When laid out in this way, it’s easy to see why Apple positioned Vision Pro and visionOS as it did. Each component is well catered to by Apple, both with existing capability and potential. Apple Stores serve as touchpoints for the device, valuable content is available at launch, and familiar design and experiences are possible from the start.

Few companies can compete in exactly the same way, although there is certainly room for adaptation from some potentially competitive vendors. Many vendors will hope to compete in one or two areas—pure hardware capability, content partnerships, in-store experiences, etc. For full end-to-end competition, the list is shorter. Samsung is perhaps closest to Apple in terms of building out an in-house ecosystem, complete with a unique OS (Android version), applications, accessory devices, etc. Google could also venture into XR hardware in a similar vein, which would have accessories, retail stores, marketing, and other components to complete in the ecosystem. However, Google has not shown any sign of getting back into the XR hardware space after pulling back from its Iris smart glasses project.

Success Is Never Guaranteed


While it’s too early to see fully baked go-to-market changes from XR players in response to Apple, there is an impending shift toward the entire XR experience as the selling point, rather than a device/application/use case. This follows other markets, where companies innovate, mature, and then expand horizontally. On average, the XR market is in between innovation and maturation—significant innovations are still possible in areas like smart glasses displays, while VR headsets are more mature. Apple’s building of Vision Pro as a Virtual Reality (VR)-first device (as opposed to smart glasses with transparent displays) highlights this.

Any major moves by XR players will inevitably be seen as reactionary to Apple—there’s no avoiding this and it is not an inherently bad association, but it is something to consider. The danger is that there is no guarantee that Apple turns this hype into success—a handful of major stumbling blocks both before and after launch can severely hamper potential Vision Pro adoption, which remains true for any competition as well. Apple also is not targeting substantial shipment numbers for this first product version, with both manufacturing and price constraints making it purely a target for developers, enterprise, and very passionate early adopters. Second-generation products are traditionally the first to see actual scale, so 2024 is not necessarily a golden window for a successful XR launch.

Companies looking to compete directly with Apple need to prioritize the holistic experience over any single facet of XR. Those without the breadth and depth of Apple—nearly every potential competitor—will fill gaps with partnerships and key investments. It is imperative these partnerships and investments fit into an overarching vision that accounts for user experience as a core tenet. Nailing a handful of high-value use cases is more important than enabling a higher quantity of average experiences.

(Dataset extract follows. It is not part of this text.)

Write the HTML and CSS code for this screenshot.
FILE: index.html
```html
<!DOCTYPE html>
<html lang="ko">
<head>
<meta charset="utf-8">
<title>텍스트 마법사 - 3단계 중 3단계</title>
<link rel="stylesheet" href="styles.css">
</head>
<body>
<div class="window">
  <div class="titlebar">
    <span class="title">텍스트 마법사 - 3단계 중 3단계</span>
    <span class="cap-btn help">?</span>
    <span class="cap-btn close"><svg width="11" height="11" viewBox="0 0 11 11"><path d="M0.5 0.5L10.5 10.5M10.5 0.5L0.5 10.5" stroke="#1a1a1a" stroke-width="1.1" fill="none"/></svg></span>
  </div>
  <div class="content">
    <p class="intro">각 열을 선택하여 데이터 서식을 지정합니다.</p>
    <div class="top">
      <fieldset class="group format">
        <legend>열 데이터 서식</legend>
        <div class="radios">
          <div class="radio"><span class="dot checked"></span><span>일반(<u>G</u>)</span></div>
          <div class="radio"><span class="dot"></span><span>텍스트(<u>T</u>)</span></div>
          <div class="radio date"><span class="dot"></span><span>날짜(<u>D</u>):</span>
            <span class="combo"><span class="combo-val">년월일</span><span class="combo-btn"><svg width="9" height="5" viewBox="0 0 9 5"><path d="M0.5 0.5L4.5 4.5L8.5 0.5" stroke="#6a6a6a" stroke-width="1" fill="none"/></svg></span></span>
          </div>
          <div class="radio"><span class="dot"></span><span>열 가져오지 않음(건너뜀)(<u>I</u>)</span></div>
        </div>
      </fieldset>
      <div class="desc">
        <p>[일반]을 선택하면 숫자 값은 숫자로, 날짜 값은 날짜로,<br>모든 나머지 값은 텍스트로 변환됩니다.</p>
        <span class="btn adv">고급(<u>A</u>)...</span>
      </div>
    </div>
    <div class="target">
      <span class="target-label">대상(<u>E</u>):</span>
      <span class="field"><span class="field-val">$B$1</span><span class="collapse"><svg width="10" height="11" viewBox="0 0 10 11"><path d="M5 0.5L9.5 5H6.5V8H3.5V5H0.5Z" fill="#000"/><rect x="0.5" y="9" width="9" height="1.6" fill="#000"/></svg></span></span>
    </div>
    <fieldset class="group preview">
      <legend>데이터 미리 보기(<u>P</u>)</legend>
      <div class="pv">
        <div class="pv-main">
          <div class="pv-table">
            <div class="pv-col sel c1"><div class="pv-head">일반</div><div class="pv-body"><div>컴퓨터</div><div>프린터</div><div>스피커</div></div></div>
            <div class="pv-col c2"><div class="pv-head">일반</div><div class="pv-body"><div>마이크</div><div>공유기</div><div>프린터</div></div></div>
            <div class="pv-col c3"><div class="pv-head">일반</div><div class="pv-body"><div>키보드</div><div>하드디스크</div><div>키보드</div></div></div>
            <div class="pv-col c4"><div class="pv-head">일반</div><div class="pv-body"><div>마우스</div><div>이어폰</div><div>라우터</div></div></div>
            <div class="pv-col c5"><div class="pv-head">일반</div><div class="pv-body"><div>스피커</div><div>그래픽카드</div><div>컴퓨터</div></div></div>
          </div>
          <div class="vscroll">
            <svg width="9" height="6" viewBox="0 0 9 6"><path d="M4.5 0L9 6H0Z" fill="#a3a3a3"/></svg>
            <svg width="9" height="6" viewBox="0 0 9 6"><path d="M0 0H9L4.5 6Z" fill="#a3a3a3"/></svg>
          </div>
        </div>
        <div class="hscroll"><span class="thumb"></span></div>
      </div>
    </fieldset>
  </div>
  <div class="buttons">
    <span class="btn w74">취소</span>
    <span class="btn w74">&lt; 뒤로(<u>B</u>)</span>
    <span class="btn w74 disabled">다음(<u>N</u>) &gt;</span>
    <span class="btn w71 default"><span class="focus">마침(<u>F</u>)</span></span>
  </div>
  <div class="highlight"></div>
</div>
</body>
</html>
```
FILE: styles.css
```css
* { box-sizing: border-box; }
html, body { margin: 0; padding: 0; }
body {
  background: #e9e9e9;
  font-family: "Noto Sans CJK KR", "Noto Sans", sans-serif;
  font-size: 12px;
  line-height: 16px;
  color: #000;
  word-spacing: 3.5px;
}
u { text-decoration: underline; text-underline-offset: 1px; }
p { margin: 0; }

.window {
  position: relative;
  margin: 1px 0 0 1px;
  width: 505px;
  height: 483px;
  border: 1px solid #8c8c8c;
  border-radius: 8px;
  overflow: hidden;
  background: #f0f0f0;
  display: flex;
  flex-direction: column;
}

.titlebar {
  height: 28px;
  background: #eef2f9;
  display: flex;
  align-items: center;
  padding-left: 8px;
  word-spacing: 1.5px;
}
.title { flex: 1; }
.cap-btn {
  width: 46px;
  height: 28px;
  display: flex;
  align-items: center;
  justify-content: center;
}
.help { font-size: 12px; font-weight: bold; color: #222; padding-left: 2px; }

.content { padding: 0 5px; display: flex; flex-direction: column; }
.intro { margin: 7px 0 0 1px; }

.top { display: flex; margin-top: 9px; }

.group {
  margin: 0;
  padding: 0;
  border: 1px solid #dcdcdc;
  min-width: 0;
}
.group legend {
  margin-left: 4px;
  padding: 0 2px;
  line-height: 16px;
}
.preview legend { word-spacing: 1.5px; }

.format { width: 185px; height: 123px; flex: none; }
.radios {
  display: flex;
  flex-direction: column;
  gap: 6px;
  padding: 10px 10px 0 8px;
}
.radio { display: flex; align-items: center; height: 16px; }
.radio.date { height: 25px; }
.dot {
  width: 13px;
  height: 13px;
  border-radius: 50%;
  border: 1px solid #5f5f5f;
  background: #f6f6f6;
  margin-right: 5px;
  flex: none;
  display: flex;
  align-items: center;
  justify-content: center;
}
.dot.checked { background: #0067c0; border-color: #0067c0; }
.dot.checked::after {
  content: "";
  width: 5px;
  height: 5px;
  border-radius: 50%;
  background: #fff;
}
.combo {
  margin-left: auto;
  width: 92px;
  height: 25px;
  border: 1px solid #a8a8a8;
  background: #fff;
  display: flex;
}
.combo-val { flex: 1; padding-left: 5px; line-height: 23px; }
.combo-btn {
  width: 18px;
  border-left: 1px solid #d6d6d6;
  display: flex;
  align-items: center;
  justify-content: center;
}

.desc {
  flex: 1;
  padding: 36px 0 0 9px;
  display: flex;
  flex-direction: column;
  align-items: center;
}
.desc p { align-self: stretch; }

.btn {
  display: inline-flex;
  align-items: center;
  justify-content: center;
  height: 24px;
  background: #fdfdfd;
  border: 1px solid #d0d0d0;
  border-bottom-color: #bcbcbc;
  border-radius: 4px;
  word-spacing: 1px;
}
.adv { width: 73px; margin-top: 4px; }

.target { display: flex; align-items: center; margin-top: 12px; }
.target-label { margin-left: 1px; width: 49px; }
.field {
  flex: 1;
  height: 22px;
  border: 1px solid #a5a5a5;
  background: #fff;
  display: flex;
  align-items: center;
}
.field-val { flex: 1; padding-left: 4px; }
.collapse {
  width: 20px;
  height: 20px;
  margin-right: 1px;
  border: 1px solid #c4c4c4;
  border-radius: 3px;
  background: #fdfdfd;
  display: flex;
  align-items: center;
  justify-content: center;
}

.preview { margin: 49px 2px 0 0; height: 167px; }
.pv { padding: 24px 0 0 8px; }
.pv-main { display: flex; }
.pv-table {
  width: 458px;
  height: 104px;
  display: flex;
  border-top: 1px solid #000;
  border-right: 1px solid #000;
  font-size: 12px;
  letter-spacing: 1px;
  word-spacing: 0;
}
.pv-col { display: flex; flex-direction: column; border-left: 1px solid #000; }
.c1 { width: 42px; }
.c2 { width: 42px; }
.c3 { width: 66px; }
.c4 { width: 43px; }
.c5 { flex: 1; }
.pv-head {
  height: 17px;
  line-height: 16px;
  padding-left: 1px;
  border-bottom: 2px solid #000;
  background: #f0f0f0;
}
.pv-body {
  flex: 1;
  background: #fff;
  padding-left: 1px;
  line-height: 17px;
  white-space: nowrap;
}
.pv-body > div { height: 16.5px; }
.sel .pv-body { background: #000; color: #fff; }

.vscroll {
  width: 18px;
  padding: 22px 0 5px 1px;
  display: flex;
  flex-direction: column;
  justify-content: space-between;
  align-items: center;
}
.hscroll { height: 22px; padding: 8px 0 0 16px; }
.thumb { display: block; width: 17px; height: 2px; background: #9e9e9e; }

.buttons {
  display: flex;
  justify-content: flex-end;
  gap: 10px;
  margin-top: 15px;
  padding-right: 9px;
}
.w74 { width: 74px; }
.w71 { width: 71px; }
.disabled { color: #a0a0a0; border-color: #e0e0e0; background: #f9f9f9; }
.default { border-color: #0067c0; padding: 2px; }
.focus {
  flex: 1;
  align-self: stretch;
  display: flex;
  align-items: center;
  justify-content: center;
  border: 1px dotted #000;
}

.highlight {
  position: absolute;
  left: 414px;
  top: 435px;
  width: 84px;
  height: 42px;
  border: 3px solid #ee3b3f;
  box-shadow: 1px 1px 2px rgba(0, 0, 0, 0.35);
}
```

Those watching Apple through a partnership lens, however, need to maximize their niche. Every company will need to partner somewhere in the end-to-end value chain, Apple included, and partners that are best in class, even if smaller in scope or reach, will be the most valuable partnership targets. Making these different pieces work together seamlessly is a value add itself, and one that could be monetized on its own and/or baked into platform and service offerings.

Ambition is not always rewarded, which makes the next few years in XR both exciting and dangerous. Companies have to both make substantial bets and broaden offerings without creating pain points and fragmentation that reaches the end user. Not all of these bets will pay off, but those that do will do so significantly, especially if Apple’s view of XR and spatial computing as the next wave of compute comes to fruition.